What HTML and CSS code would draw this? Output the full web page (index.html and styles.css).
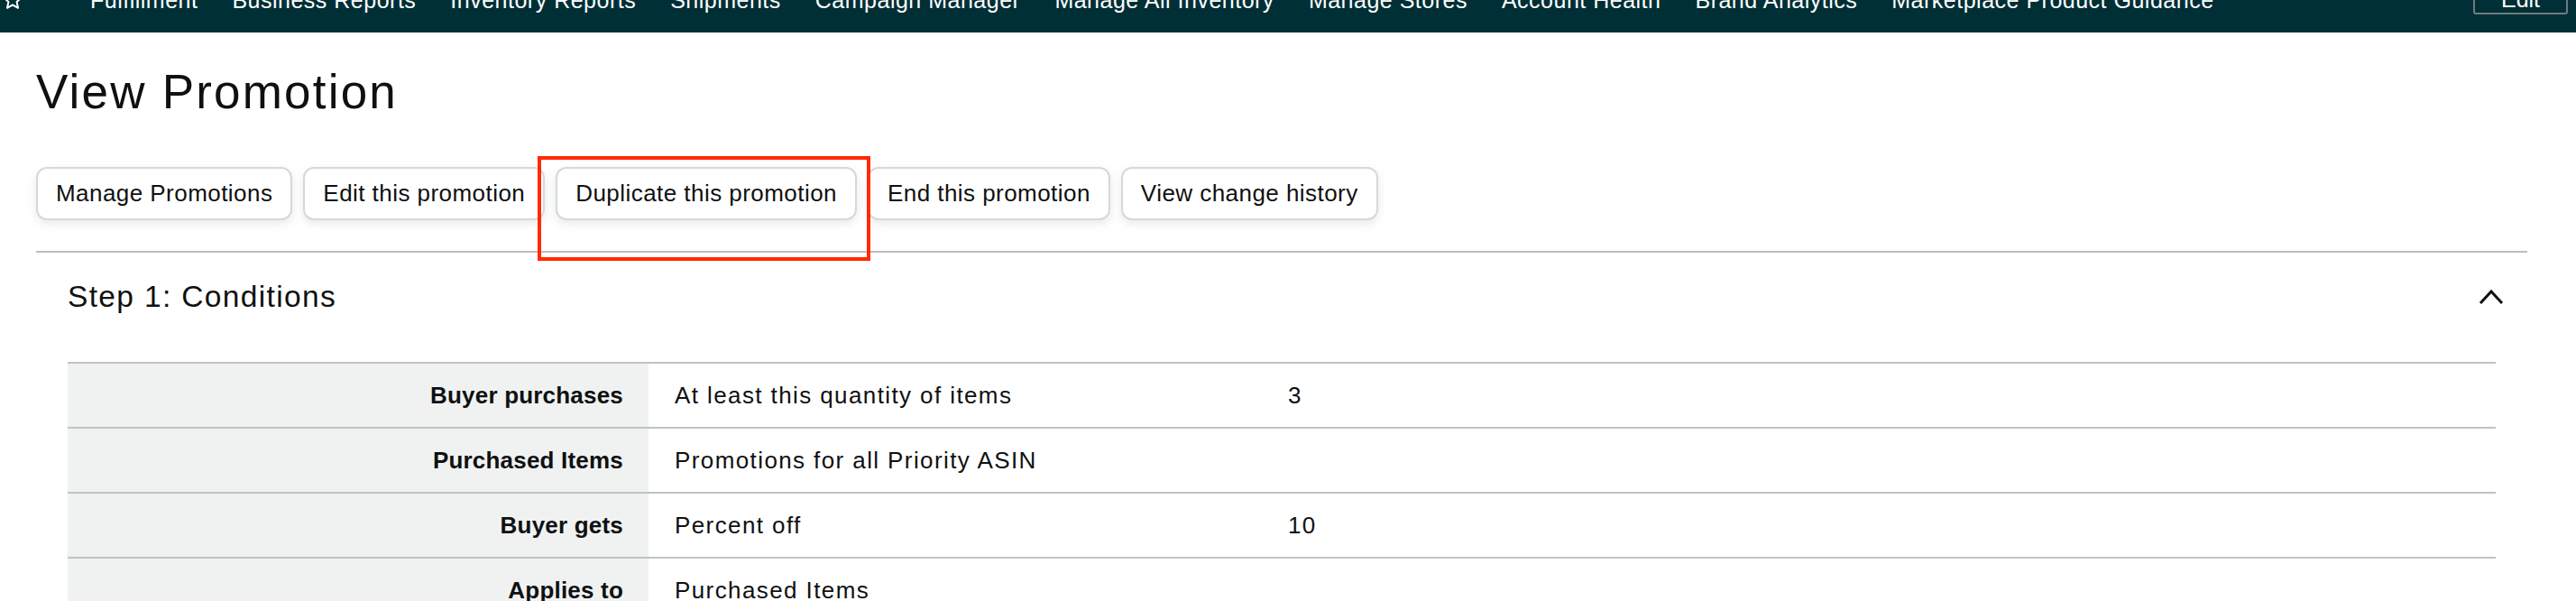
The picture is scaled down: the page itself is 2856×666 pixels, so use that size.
FILE: index.html
```html
<!DOCTYPE html>
<html lang="en">
<head>
<meta charset="utf-8">
<title>View Promotion</title>
<link rel="stylesheet" href="styles.css">
</head>
<body>
<header class="topnav">
  <div class="navrow">
    <span class="star">
      <svg width="24" height="24" viewBox="0 0 24 24"><path d="M12 2.5l2.9 6.2 6.7.8-5 4.6 1.4 6.7L12 17.4l-6 3.4 1.4-6.7-5-4.6 6.7-.8z" fill="none" stroke="#ffffff" stroke-width="2" stroke-linejoin="round"/></svg>
    </span>
    <nav class="navlinks">
      <a class="navlink">Fulfillment</a>
      <a class="navlink">Business Reports</a>
      <a class="navlink">Inventory Reports</a>
      <a class="navlink">Shipments</a>
      <a class="navlink">Campaign Manager</a>
      <a class="navlink">Manage All Inventory</a>
      <a class="navlink">Manage Stores</a>
      <a class="navlink">Account Health</a>
      <a class="navlink">Brand Analytics</a>
      <a class="navlink">Marketplace Product Guidance</a>
    </nav>
    <button class="navedit">Edit</button>
  </div>
</header>

<main class="page">
  <h1 class="title">View Promotion</h1>

  <div class="actions">
    <button class="btn">Manage Promotions</button>
    <button class="btn">Edit this promotion</button>
    <span class="highlight"><button class="btn">Duplicate this promotion</button></span>
    <button class="btn">End this promotion</button>
    <button class="btn">View change history</button>
  </div>

  <hr class="divider">

  <section class="step">
    <div class="step-head">
      <h2 class="step-title">Step 1: Conditions</h2>
      <svg class="chevron" width="28" height="18" viewBox="0 0 28 18"><polyline points="2,16 14,3 26,16" fill="none" stroke="#0f1111" stroke-width="3"/></svg>
    </div>

    <div class="kv">
      <div class="kv-row">
        <div class="kv-label">Buyer purchases</div>
        <div class="kv-value">At least this quantity of items</div>
        <div class="kv-extra">3</div>
      </div>
      <div class="kv-row">
        <div class="kv-label">Purchased Items</div>
        <div class="kv-value">Promotions for all Priority ASIN</div>
        <div class="kv-extra"></div>
      </div>
      <div class="kv-row">
        <div class="kv-label">Buyer gets</div>
        <div class="kv-value">Percent off</div>
        <div class="kv-extra">10</div>
      </div>
      <div class="kv-row">
        <div class="kv-label">Applies to</div>
        <div class="kv-value">Purchased Items</div>
        <div class="kv-extra"></div>
      </div>
    </div>
  </section>
</main>
</body>
</html>
```

FILE: styles.css
```css
* { box-sizing: border-box; }

html, body {
  margin: 0;
  padding: 0;
  background: #ffffff;
  color: #0f1111;
  font-family: "Liberation Sans", Arial, sans-serif;
}

/* ---------- top bookmark bar ---------- */
.topnav {
  height: 36px;
  background: #002f36;
  overflow: hidden;
}

.navrow {
  display: flex;
  align-items: center;
  height: 36px;
  margin-top: -18px;
  padding-left: 2px;
  padding-right: 9px;
}

.star {
  display: flex;
  width: 24px;
  height: 24px;
}

.navlinks {
  display: flex;
  gap: 38px;
  margin-left: 74px;
  flex: 1;
}

.navlink {
  color: #ffffff;
  font-size: 25px;
  line-height: 26px;
  letter-spacing: 0.5px;
  white-space: nowrap;
}

.navedit {
  align-self: flex-start;
  width: 105px;
  height: 34px;
  background: transparent;
  border: 2px solid #6f7c7d;
  border-radius: 3px;
  color: #ffffff;
  font-family: inherit;
  font-size: 25px;
  padding: 0;
}

/* ---------- page ---------- */
.page {
  padding-left: 40px;
  width: 2802px;
}

.title {
  margin: 36px 0 0 0;
  font-size: 53px;
  line-height: 60px;
  letter-spacing: 2.2px;
  font-weight: 400;
}

.actions {
  display: flex;
  gap: 12px;
  margin-top: 53px;
}

.btn {
  height: 59px;
  padding: 0 20px;
  background: #ffffff;
  border: 2px solid #d5d9d9;
  border-radius: 12px;
  box-shadow: 0 4px 10px rgba(213, 217, 217, 0.55);
  color: #0f1111;
  font-family: inherit;
  font-size: 26px;
  letter-spacing: 0.45px;
  line-height: 55px;
  white-space: nowrap;
}

.highlight {
  position: relative;
  display: flex;
}

.highlight::after {
  content: "";
  position: absolute;
  left: -20px;
  right: -15px;
  top: -12px;
  bottom: -45px;
  border: 4px solid #ff2a00;
  pointer-events: none;
}

.divider {
  margin: 34px 0 0 0;
  border: 0;
  height: 2px;
  background: #bbbfbf;
}

/* ---------- step section ---------- */
.step {
  padding: 0 35px;
}

.step-head {
  display: flex;
  align-items: center;
  justify-content: space-between;
  margin-top: 29px;
  height: 40px;
}

.step-title {
  margin: 0;
  font-size: 33.5px;
  line-height: 40px;
  letter-spacing: 1.35px;
  font-weight: 400;
}

.chevron {
  margin-right: -9px;
}

.kv {
  margin-top: 52px;
}

.kv-row {
  display: grid;
  grid-template-columns: 644px 680px 1fr;
  border-top: 2px solid #bfc3c3;
  height: 72px;
}

.kv-row > div {
  display: flex;
  align-items: center;
  font-size: 26px;
  line-height: 30px;
}

.kv-label {
  justify-content: flex-end;
  padding-right: 28px;
  background: #f0f2f2;
  font-weight: 700;
  letter-spacing: 0.2px;
}

.kv-value {
  padding-left: 29px;
  letter-spacing: 1.4px;
}

.kv-extra {
  padding-left: 29px;
  letter-spacing: 1.4px;
}
```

——————————

§ **What you have to do**
Only lines with the string "page" belong in your answer; copy each one.

§ **Correct answer**
What HTML and CSS code would draw this? Output the full web page (index.html and styles.css).
The picture is scaled down: the page itself is 2856×666 pixels, so use that size.
<main class="page">
/* ---------- page ---------- */
.page {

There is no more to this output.